Job -
Look for the string "this" in every line, and copy each line that has it.

Available data -
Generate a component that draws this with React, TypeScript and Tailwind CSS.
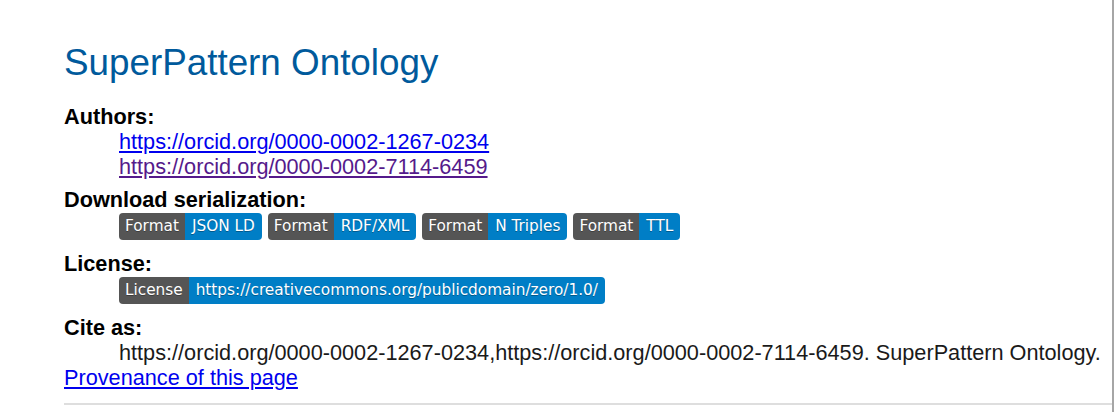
const badgeFont = "font-['DejaVu_Sans',Verdana,sans-serif]";

function Badge({ label, value }: { label: string; value: string }) {
  return (
    <span
      className={`inline-flex h-[27px] items-stretch overflow-hidden rounded-[4px] text-[15.3px] leading-[27px] text-white [text-shadow:0_1px_0_rgba(1,1,1,0.3)] ${badgeFont}`}
    >
      <span className="bg-[#555555] px-[6px]">{label}</span>
      <span className="bg-[#007ec6] px-[7px]">{value}</span>
    </span>
  );
}

export default function App() {
  const formats = ["JSON LD", "RDF/XML", "N Triples", "TTL"];
  return (
    <div className="h-[412px] w-[1114px] overflow-hidden border-r-2 border-[#a6a6a6] bg-white font-['Liberation_Sans',Arial,sans-serif] text-[21.7px] leading-[25px] text-black">
      <div className="pl-16 pt-[42px]">
        <h1 className="text-[36.8px] font-normal leading-[42px] text-[#005a9c]">
          SuperPattern Ontology
        </h1>
        <dl className="mt-[20px]">
          <dt className="font-bold">Authors:</dt>
          <dd className="pl-[55px]">
            <a href="#" className="block w-fit text-[#0000ee] underline">
              https://orcid.org/0000-0002-1267-0234
            </a>
            <a href="#" className="block w-fit text-[#551a8b] underline">
              https://orcid.org/0000-0002-7114-6459
            </a>
          </dd>
          <dt className="mt-[8px] font-bold">Download serialization:</dt>
          <dd className="mt-[1px] flex gap-[6px] pl-[55px]">
            {formats.map((f) => (
              <Badge key={f} label="Format" value={f} />
            ))}
          </dd>
          <dt className="mt-[11px] font-bold">License:</dt>
          <dd className="mt-[1px] flex pl-[55px]">
            <Badge
              label="License"
              value="https://creativecommons.org/publicdomain/zero/1.0/"
            />
          </dd>
          <dt className="mt-[11px] font-bold">Cite as:</dt>
          <dd className="pl-[55px] text-[#1a1a1a]">
            https://orcid.org/0000-0002-1267-0234,https://orcid.org/0000-0002-7114-6459.
            SuperPattern Ontology.
          </dd>
        </dl>
        <a href="#" className="block w-fit text-[#0000ee] underline">
          Provenance of this page
        </a>
        <hr className="mt-[13px] border-0 border-t-2 border-[#dedede]" />
      </div>
    </div>
  );
}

Worked answer -
Generate a component that draws this with React, TypeScript and Tailwind CSS.
          Provenance of this page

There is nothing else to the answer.